My first marriage, my ex and I got married barefoot on the beach in Hawaii, and it was the most beautiful thing. Except the part where we told everyone that we were getting married in Hawaii, and they all started inviting themselves. And that part about how we were supposed to meet the photographger an hour before the ceremony for a private photo shoot... when our family ended up showing up early too (so they wouldn't be late) and followed the photographer around snapping shots behind her the whole time like she wasn't even there.
Not that the ceremony wasn't lovely, but we spent even more energy trying to have peace and privacy during our honeymoon, because our family was also on the island vacationing, and everyone wanted to 'get together for lunch, or dinner, or whatever'... that we really didn't have any space the entire time we were there, and the whole thing ended up being a huge run-around to make everyone else happy.
That said, things change in life, we separated and I got remarried to my dream man last summer. He and I are both on our second marriages, so we decided to elope at a little cottage chapel here in town. We didn't even know our witnesses, they provided those for us as well, so it really was all about us... and I can't say I'd ever do it any other way.
Getting married is supposed to be about you and your husband, and about planning the rest of your lives together. NOT spending a bunch of money to make other people happy for one single day.
You could always plan on having a small wedding reception when you come home, and show a video of the wedding, or have a photo display of some sort, so everyone can see how beautiful and peaceful everything was.
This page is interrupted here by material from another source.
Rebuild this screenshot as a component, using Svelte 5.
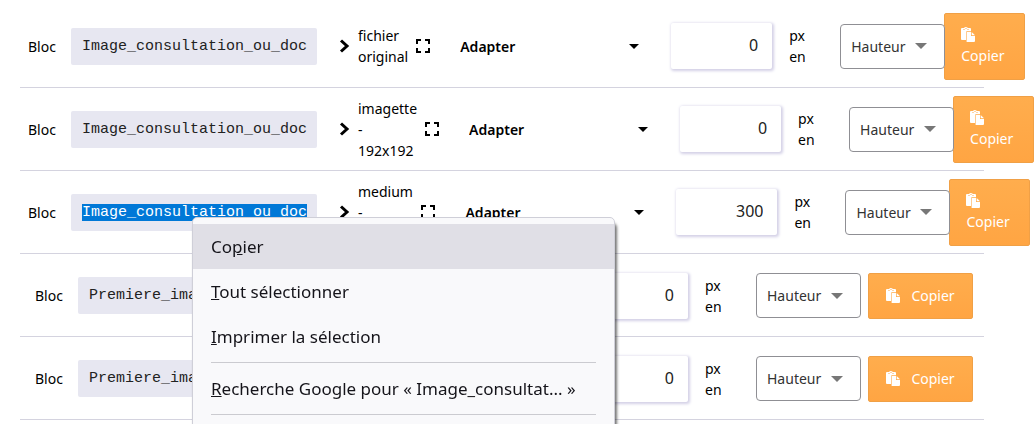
<script lang="ts">
	type Row = {
		id: number;
		code: string;
		size?: string;
		height: number;
		selected?: boolean;
	};

	const rows: Row[] = $state([
		{ id: 1, code: 'Image_consultation_ou_doc', size: 'fichier original', height: 0 },
		{ id: 2, code: 'Image_consultation_ou_doc', size: 'imagette - 192x192', height: 0 },
		{ id: 3, code: 'Image_consultation_ou_doc', size: 'medium - 300x300', height: 300, selected: true },
		{ id: 4, code: 'Premiere_image', height: 0 },
		{ id: 5, code: 'Premiere_image', height: 0 }
	]);

	// [before, access key, after]
	const editItems = [
		['Co', 'p', 'ier'],
		['', 'T', 'out sélectionner'],
		['', 'I', 'mprimer la sélection']
	];

	function copy(code: string) {
		navigator.clipboard?.writeText(code);
	}
</script>

{#snippet caret()}
	<svg class="caret" viewBox="0 0 12 6" aria-hidden="true"><path d="M0 0h12L6 6z" /></svg>
{/snippet}

<main class="list">
	{#each rows as row (row.id)}
		<div class="row" class:compact={!row.size}>
			<span class="kind">Bloc</span>
			<code class="code"><span class:selected={row.selected}>{row.code}</span></code>

			{#if row.size}
				<svg class="chevron" viewBox="0 0 11 14" aria-hidden="true">
					<path d="M2 1.5 8 7l-6 5.5" />
				</svg>
				<span class="size">{row.size}</span>
				<svg class="expand" viewBox="0 0 14 14" aria-hidden="true">
					<path d="M1 5V1h4M9 1h4v4M13 9v4H9M5 13H1V9" />
				</svg>
			{/if}

			<div class="picker fit">
				<select aria-label="Mode">
					<option>Adapter</option>
					<option>Recadrer</option>
				</select>
				{@render caret()}
			</div>

			<input
				class="amount"
				type="text"
				inputmode="numeric"
				aria-label="Dimension en pixels"
				bind:value={row.height}
			/>
			<span class="unit">px en</span>

			<div class="picker axis">
				<select aria-label="Côté">
					<option>Hauteur</option>
					<option>Largeur</option>
				</select>
				{@render caret()}
			</div>

			<button class="copy" type="button" onclick={() => copy(row.code)}>
				<svg viewBox="0 0 14 15" aria-hidden="true">
					<path d="M0 2q0-1 1-1h2q1.5-2 4 0h2q1 0 1 1v2.2H6q-1 0-1 1V13H1q-1 0-1-1z" />
					<path d="M5.6 5H10v4h4v5q0 1-1 1H5.6z" />
					<path d="M10.7 5 14 8.3h-3.3z" />
					<path class="clip" d="M2.5 2.5h1M4.5 1.5h1M6.5 2.5h1" />
				</svg>
				<span>Copier</span>
			</button>
		</div>
	{/each}
</main>

<div class="menu" role="menu">
	{#each editItems as [before, key, after], i}
		<button class="item" class:active={i === 0} type="button" role="menuitem">
			{before}<u>{key}</u>{after}
		</button>
	{/each}
	<hr />
	<button class="item" type="button" role="menuitem">
		<u>R</u>echerche Google pour « Image_consultat... »
	</button>
	<hr />
</div>

<style>
	:global(body) {
		background: #fff;
		overflow: hidden;
	}

	.list,
	.menu {
		font-family: 'Noto Sans', 'Open Sans', sans-serif;
	}

	.list {
		padding: 5px 51px 0 20px;
		font-size: 14px;
		line-height: 21px;
		color: #000;
	}

	.row {
		display: flex;
		align-items: center;
		box-sizing: border-box;
		min-height: 83px;
		padding: 7px 8px;
		border-bottom: 1px solid #d4d3df;
	}

	.row > * {
		flex-shrink: 0;
	}

	.row.compact {
		padding: 8px 11px 7px 15px;
	}

	.kind {
		width: 43px;
	}

	.code {
		box-sizing: border-box;
		width: 246px;
		padding: 8px 11px;
		border-radius: 2px;
		background: #e7e7f1;
		color: #222;
		font-family: 'Liberation Mono', monospace;
		font-size: 15px;
	}

	.selected {
		background: #0078d7;
		color: #fff;
	}

	.chevron {
		width: 11px;
		height: 14px;
		margin: 0 8px 0 22px;
		fill: none;
		stroke: #000;
		stroke-width: 3;
	}

	.size {
		width: min-content;
	}

	.expand {
		width: 14px;
		height: 14px;
		margin: 0 19px 0 8px;
		fill: none;
		stroke: #000;
		stroke-width: 2;
	}

	.picker {
		display: grid;
		align-items: center;
	}

	.picker select,
	.picker .caret {
		grid-area: 1 / 1;
	}

	.picker select {
		appearance: none;
		box-sizing: border-box;
		width: 100%;
		height: 45px;
		margin: 0;
		padding: 0 10px;
		border: 1px solid transparent;
		border-radius: 4px;
		background: #fff;
		color: #000;
		font: inherit;
	}

	.caret {
		justify-self: end;
		pointer-events: none;
		height: 6px;
	}

	.fit {
		width: 200px;
		margin-right: 22px;
	}

	.compact .fit {
		flex: 1;
		width: auto;
	}

	.picker.fit select {
		font-weight: 600;
	}

	.fit .caret {
		width: 10px;
		height: 5px;
		margin-right: 10px;
	}

	.amount {
		box-sizing: border-box;
		width: 101px;
		height: 46px;
		padding: 0 14px 2px;
		border: 0;
		border-radius: 2px;
		box-shadow: 1px 1px 3px 1px #d3d0e6;
		background: #fff;
		color: #222;
		font-family: inherit;
		font-size: 16px;
		text-align: right;
	}

	.unit {
		width: 20px;
		margin: 0 31px 0 17px;
	}

	.axis {
		position: relative;
		z-index: 1;
		width: 105px;
	}

	.picker.axis select {
		border-color: #8f8f94;
		color: #333;
	}

	.axis .caret {
		width: 12px;
		margin-right: 18px;
		fill: #777;
	}

	.copy {
		display: flex;
		flex-direction: column;
		align-items: flex-start;
		justify-content: center;
		box-sizing: border-box;
		width: 81px;
		height: 67px;
		margin-left: -1px;
		padding: 0 16px;
		border: 1px solid #f0a046;
		border-radius: 2px;
		background: linear-gradient(#ffad4d, #ffa543);
		color: #fff;
		font: inherit;
		cursor: pointer;
	}

	.copy svg {
		width: 14px;
		height: 15px;
		margin-bottom: 3px;
		fill: #fff;
	}

	.copy .clip {
		stroke: #ffa94a;
		stroke-width: 1;
	}

	.compact .copy {
		flex-direction: row;
		align-items: center;
		gap: 11px;
		width: 105px;
		height: 46px;
		margin-left: 7px;
	}

	.compact .copy svg {
		margin-bottom: 0;
	}

	.menu {
		position: fixed;
		top: 217px;
		left: 192px;
		box-sizing: border-box;
		width: 423px;
		padding: 6px 0 16px;
		border: 1px solid #cfcfd8;
		border-radius: 5px;
		background: #f9f9fb;
		box-shadow: 2px 6px 3px rgba(0, 0, 0, 0.55);
		z-index: 2;
	}

	.item {
		display: block;
		width: 100%;
		height: 45px;
		padding: 0 18px;
		border: 0;
		background: none;
		color: #15141a;
		font-family: inherit;
		font-size: 17px;
		text-align: left;
		white-space: nowrap;
	}

	.item.active {
		background: #e0dfe6;
	}

	.menu hr {
		height: 1px;
		margin: 3px 18px;
		border: 0;
		background: #cbcbd0;
	}
</style>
Weddings are tough, because there are so many people who look forward to them, mothers, fathers, grandparents, sisters, you know... more than just the bride and groom. But, it really is all about you, and if eloping is what you want, I say find a polite way to tell everyone this 'is' your dream wedding, and ask them to kindly attend your reception instead. Then you'll have an excuse to wear the dress again too!
:D
Congrats sweetie, I can't wait to hear more about it!!